There is a sense of mystery in his stories that leaves us wondering what is
real, in the story's context, and what is illusion. In one of the Fafhrd and Gray Mouser tales his two protagonists are taken to an
undersea palace by two water nymphs, for amorous purposes. But on their return to the surface, neither
man is willing to reveal to the other exactly what his nymph was like. Certainly not out of gentlemanly reticence;
perhaps from experiences each would rather the other did not know about. Ningauble
and Sheelba of the Eyeless Face (the
mysterious patrons of Fafhrd and the Mouser) are never fully described.
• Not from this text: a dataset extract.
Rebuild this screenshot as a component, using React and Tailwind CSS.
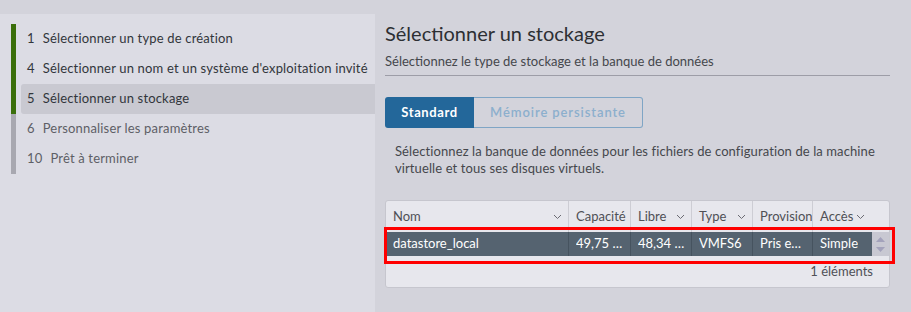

It is
up to the reader to imagine them.
One year I
went to a science fiction convention on the east coast and wore a costume
depicting Ningauble of the Seven Eyes to
the masquerade. I was rather
free-wheeling with my interpretation, wearing a belly-dancer's skirt and a full
head mask with six stalk-eyes made from latex over papier-mâché. The seventh "eye" was a large
imitation diamond glued in my navel.
Fritz was delighted. He was
accompanying a blind friend, and asked me to kneel down next to her chair so
that she could run her fingers over the mask and "see" it. "Wouldn't it be wonderful if that was
the reality?" he murmured to me, a moment I shall always treasure.